### WHAT YOU SHOULD DO
Make an exact copy of the lines, leaving the pictures out.

* Begin DATASET CONTENT *

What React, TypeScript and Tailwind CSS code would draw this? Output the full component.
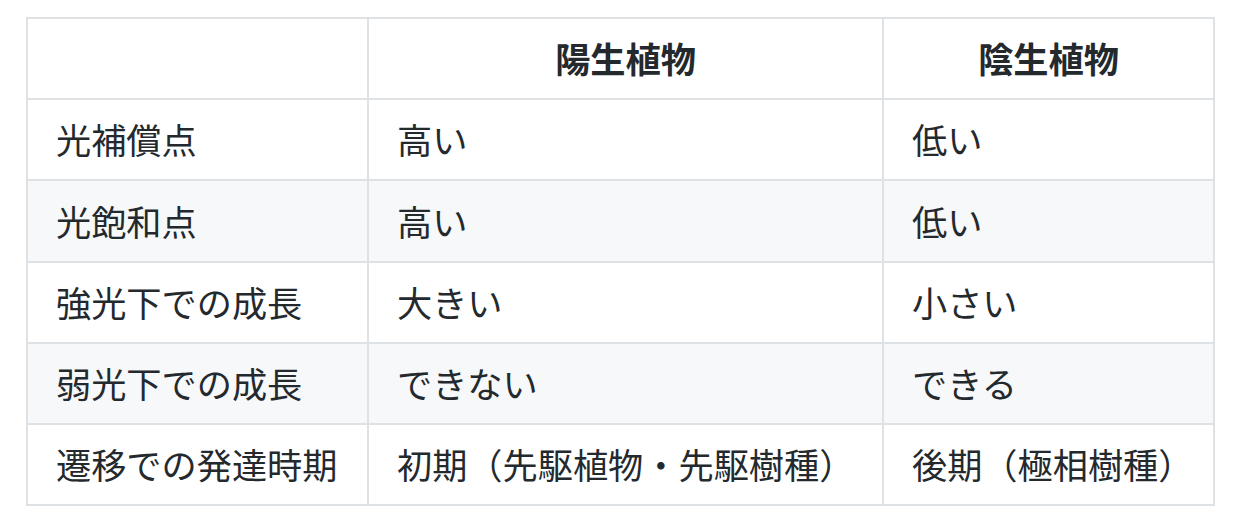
import React from "react";

const rows: [string, string, string][] = [
  ["光補償点", "高い", "低い"],
  ["光飽和点", "高い", "低い"],
  ["強光下での成長", "大きい", "小さい"],
  ["弱光下での成長", "できない", "できる"],
  ["遷移での発達時期", "初期（先駆植物・先駆樹種）", "後期（極相樹種）"],
];

export default function App() {
  return (
    <div
      className="min-h-[529px] w-[1240px] bg-white pl-[26px] pt-[17px] text-[#24292e]"
      style={{ fontFamily: '"Noto Sans CJK JP", "Noto Sans", sans-serif' }}
    >
      <table className="w-[1187px] table-fixed border-collapse text-[35.2px] leading-[52.8px]">
        <colgroup>
          <col className="w-[341px]" />
          <col className="w-[515px]" />
          <col className="w-[331px]" />
        </colgroup>
        <thead>
          <tr className="bg-white">
            <th className="border-[2px] border-[#dfe2e5] px-[28px] py-[13.2px] text-center font-bold"></th>
            <th className="border-[2px] border-[#dfe2e5] px-[28px] py-[13.2px] text-center font-bold">陽生植物</th>
            <th className="border-[2px] border-[#dfe2e5] px-[28px] py-[13.2px] text-center font-bold">陰生植物</th>
          </tr>
        </thead>
        <tbody>
          {rows.map((r, i) => (
            <tr key={i} className={i % 2 === 1 ? "bg-[#f6f8fa]" : "bg-white"}>
              {r.map((c, j) => (
                <td
                  key={j}
                  className="whitespace-nowrap border-[2px] border-[#dfe2e5] px-[28px] py-[13.2px] text-left font-normal"
                >
                  {c}
                </td>
              ))}
            </tr>
          ))}
        </tbody>
      </table>
    </div>
  );
}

* End DATASET CONTENT *

### SOLUTION BELOW
What React, TypeScript and Tailwind CSS code would draw this? Output the full component.
import React from "react";

const rows: [string, string, string][] = [
  ["光補償点", "高い", "低い"],
  ["光飽和点", "高い", "低い"],
  ["強光下での成長", "大きい", "小さい"],
  ["弱光下での成長", "できない", "できる"],
  ["遷移での発達時期", "初期（先駆植物・先駆樹種）", "後期（極相樹種）"],
];

export default function App() {
  return (
    <div
      className="min-h-[529px] w-[1240px] bg-white pl-[26px] pt-[17px] text-[#24292e]"
      style={{ fontFamily: '"Noto Sans CJK JP", "Noto Sans", sans-serif' }}
    >
      <table className="w-[1187px] table-fixed border-collapse text-[35.2px] leading-[52.8px]">
        <colgroup>
          <col className="w-[341px]" />
          <col className="w-[515px]" />
          <col className="w-[331px]" />
        </colgroup>
        <thead>
          <tr className="bg-white">
            <th className="border-[2px] border-[#dfe2e5] px-[28px] py-[13.2px] text-center font-bold"></th>
            <th className="border-[2px] border-[#dfe2e5] px-[28px] py-[13.2px] text-center font-bold">陽生植物</th>
            <th className="border-[2px] border-[#dfe2e5] px-[28px] py-[13.2px] text-center font-bold">陰生植物</th>
          </tr>
        </thead>
        <tbody>
          {rows.map((r, i) => (
            <tr key={i} className={i % 2 === 1 ? "bg-[#f6f8fa]" : "bg-white"}>
              {r.map((c, j) => (
                <td
                  key={j}
                  className="whitespace-nowrap border-[2px] border-[#dfe2e5] px-[28px] py-[13.2px] text-left font-normal"
                >
                  {c}
                </td>
              ))}
            </tr>
          ))}
        </tbody>
      </table>
    </div>
  );
}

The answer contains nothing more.